Можно с уверенностью утверждать, что шестнадцатая глава «Миросозерцания В.С. Соловьева» явилась не только попыткой Трубецкого расставить все точки над i в осмыслении непростой проблемы соловьевской философии Эроса, но также своеобразным ответом на претензии в свой адрес со стороны Морозовой, сложные отношения с которой и послужили в данном случае поводом для исследовательской рефлексии. «Сколько раз я говорил тебе, да и писал в своем «Соловьеве», что любовь не есть чувство: она больше этого» [3, с.546]; «Вся ценность любви – в мире ином! Но Боже мой, как это трудно! Какого подвига требует любовь; и какая ложь – любовь без подвига» [8, с.220]. Эти слова из переписки с Морозовой можно рассматривать в качестве квинтэссенции собственного учения Трубецкого о любви, выкристаллизовавшегося в мысленной полемике с Соловьевыми и его сторонницей в данном вопросе Маргаритой Кирилловной. Разумеется, она не могла разделить учения Соловьева в той части, где он утверждает необходимость полового целомудрия, однако сходилась с этим философом в главном – в сакрализации земной любви, в представлении о ней как о пути к достижению совершенного бытия; в свою очередь, именно в этом Трубецкой усматривал утопичность такого понимания любви, опираясь на разработку данного понятия в трудах П.И. Новгородцева.

Опасения Трубецкого оправдались – Морозова встретила эти тексты с негодованием, переходя от критики его теоретических построений к еще более резким нападкам на личность автора: «В моей душе все протестует против твоего мироощущения!.. Не умишку Новгородцева судить о великих бессмертных душах и умах. Все они были утопистами. И Соловьев тогда был велик и создал свое бессмертное, когда был утопистом. Когда любовь половая велика, когда она оправдана? Только когда она утопична (это твое выражение), а по-моему «чудесна» и «безумна» с житейской точки зрения… Я уверена, что не от того мир несчастен, что не несет креста, потому что я знаю, что он его несет, а потому, что мало в нем любви! А любовь одна творит чудеса и воскрешает здесь на земле…Уж очень ты закостенел в твоем справедливом христианстве и добродетели 48 лет. Пожалуй это непоправимо и безнадежно! Ты мне говоришь «приятные» вещи в каждом письме, «теплые слова»! Мне нужно или огненное или уж лучше ничего… Дрянь, негодный, не стоящий любви, но все равно целую. Пиши!» [3, с.467-468].

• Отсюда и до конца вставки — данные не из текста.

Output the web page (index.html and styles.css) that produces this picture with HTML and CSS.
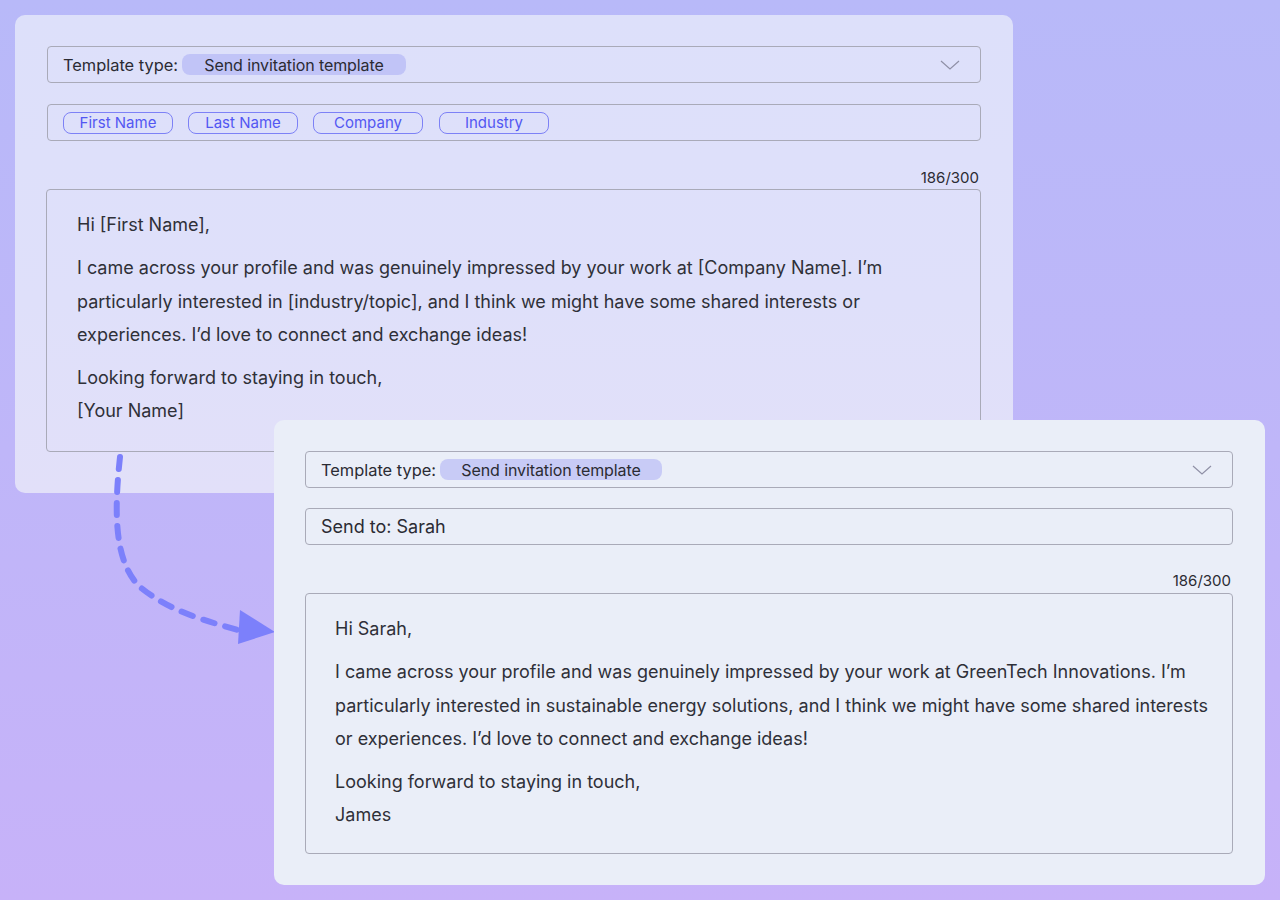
FILE: index.html
```html
<!DOCTYPE html>
<html>
<head>
<meta charset="utf-8">
<link rel="stylesheet" href="styles.css">
</head>
<body>
<div class="canvas">
  <section class="panel panel-a">
    <div class="field select">
      <span class="label">Template type:</span>
      <span class="pill">Send invitation template</span>
      <svg class="chev" width="20" height="10" viewBox="0 0 20 10"><path d="M1 1 L10 9 L19 1" fill="none" stroke="#8f90a6" stroke-width="1.2"/></svg>
    </div>
    <div class="field chips">
      <span class="chip">First Name</span>
      <span class="chip">Last Name</span>
      <span class="chip">Company</span>
      <span class="chip">Industry</span>
    </div>
    <div class="counter">186/300</div>
    <div class="editor">
      <p>Hi [First Name],</p>
      <p>I came across your profile and was genuinely impressed by your work at [Company Name]. I’m<br>particularly interested in [industry/topic], and I think we might have some shared interests or<br>experiences. I’d love to connect and exchange ideas!</p>
      <p>Looking forward to staying in touch,<br>[Your Name]</p>
    </div>
  </section>

  <svg class="arrow" width="180" height="200" viewBox="0 0 180 200">
    <path d="M20 5 C 14 60, 14 110, 40 135 C 70 160, 110 170, 138 178" fill="none" stroke="#7c80fb" stroke-width="6" stroke-linecap="round" stroke-dasharray="12 11"/>
    <path d="M140 158 L175 180 L138 192 Z" fill="#7c80fb"/>
  </svg>

  <section class="panel panel-b">
    <div class="field select">
      <span class="label">Template type:</span>
      <span class="pill">Send invitation template</span>
      <svg class="chev" width="20" height="10" viewBox="0 0 20 10"><path d="M1 1 L10 9 L19 1" fill="none" stroke="#8f90a6" stroke-width="1.2"/></svg>
    </div>
    <div class="field sendto">Send to: Sarah</div>
    <div class="counter">186/300</div>
    <div class="editor">
      <p>Hi Sarah,</p>
      <p>I came across your profile and was genuinely impressed by your work at GreenTech Innovations. I’m<br>particularly interested in sustainable energy solutions, and I think we might have some shared interests<br>or experiences. I’d love to connect and exchange ideas!</p>
      <p>Looking forward to staying in touch,<br>James</p>
    </div>
  </section>
</div>
</body>
</html>
```

FILE: styles.css
```css
* { box-sizing: border-box; }
html, body { margin: 0; padding: 0; }
body {
  width: 1280px;
  height: 900px;
  overflow: hidden;
  font-family: "Inter", "Noto Sans", sans-serif;
  color: #2b2b33;
  background: linear-gradient(180deg, #b8b9f9 0%, #bfb6f9 50%, #c7b2f9 100%);
}
.canvas { position: relative; width: 1280px; height: 900px; }

.panel {
  position: absolute;
  border-radius: 10px;
  display: flex;
  flex-direction: column;
}
.panel-a {
  left: 15px; top: 15px; width: 998px; height: 478px;
  padding: 31px 32px 0 32px;
  background: linear-gradient(180deg, #dde0fa 0%, #dfe0fa 60%, #e2e0f9 100%);
}
.panel-b {
  left: 274px; top: 420px; width: 991px; height: 465px;
  padding: 31px 32px 0 31px;
  background: #eaeef8;
}

.field {
  height: 37px;
  border: 1px solid #a9aab8;
  border-radius: 4px;
  display: flex;
  align-items: center;
}
.select { padding-left: 15px; padding-right: 20px; }
.label { font-size: 16.4px; color: #2b2b33; letter-spacing: 0; }
.pill {
  margin-left: 4px;
  width: 224px;
  height: 21px;
  border-radius: 8px;
  background: #c1c4f7;
  font-size: 16px;
  display: flex; align-items: center; justify-content: center;
  color: #2b2b33;
  letter-spacing: -0.1px;
}
.panel-b .pill { background: #c8cbf6; width: 222px; }
.chev { margin-left: auto; }

.chips {
  margin-top: 21px;
  padding-left: 15px;
  gap: 15px;
}
.chip {
  width: 110px; height: 22px;
  border: 1px solid #7d81f6;
  border-radius: 8px;
  color: #5357f2;
  font-size: 15px;
  display: flex; align-items: center; justify-content: center;
}
.chip:nth-child(4) { margin-left: 1px; }

.sendto {
  margin-top: 20px;
  padding-left: 15px;
  font-size: 18px;
  color: #2b2b33;
}

.counter {
  text-align: right;
  font-size: 15px;
  padding-right: 2px;
  color: #2b2b33;
  line-height: 18px;
}
.panel-a .counter { margin-top: 28px; }
.panel-b .counter { margin-top: 27px; }

.editor {
  margin-top: 2px;
  border: 1px solid #a9aab8;
  border-radius: 4px;
  padding: 18px 20px 0 30px;
  font-size: 18px;
  line-height: 33.3px;
  color: #2f3038;
}
.panel-a .editor { height: 263px; margin-left: -1px; }
.panel-b .editor { height: 261px; padding-left: 29px; padding-right: 10px; margin-top: 3px; }
.editor p { margin: 0 0 10px 0; white-space: nowrap; }

.arrow {
  position: absolute;
  left: 100px; top: 452px;
}
```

Несмотря на то, что Евгений Николаевич отнюдь не во всем оправдывал надежды Маргариты Кирилловны, она осознавала себя его незаменимой сподвижницей, верила в его особое духовное призвание и стремилась утвердить философа в этом убеждении. По мнению Морозовой, после смерти Александра III в России началась новая, настоящая жизнь, и теперь уже недостаточно лишь мыслить о жизни, а надо собственно жить, творить жизнь. В этой ситуации «человек, ставший до некоторой степени медиумом» может очень много сделать для духовного воскресенья России: «Этого дела и этой правды я от тебя жду» [9, с.202].  Трубецкой должен сделать то, что не сделали славянофилы и Соловьев [3, с.432]. «Ангел мой, взываю к тебе, молю тебя, услышь меня, поверь мне, что в данное время ты один есть и не мертвый, и не бездарный, и не путанный! Ты один можешь сказать живое слово, один можешь иметь значение и влияние, авторитет!.. Ты, ты, ты один. Молю тебя, утешь меня – не останавливайся, не унывай, не сомневайся ни в чем! Твоя жизнь полна смысла и прекрасна» [3, с.529].  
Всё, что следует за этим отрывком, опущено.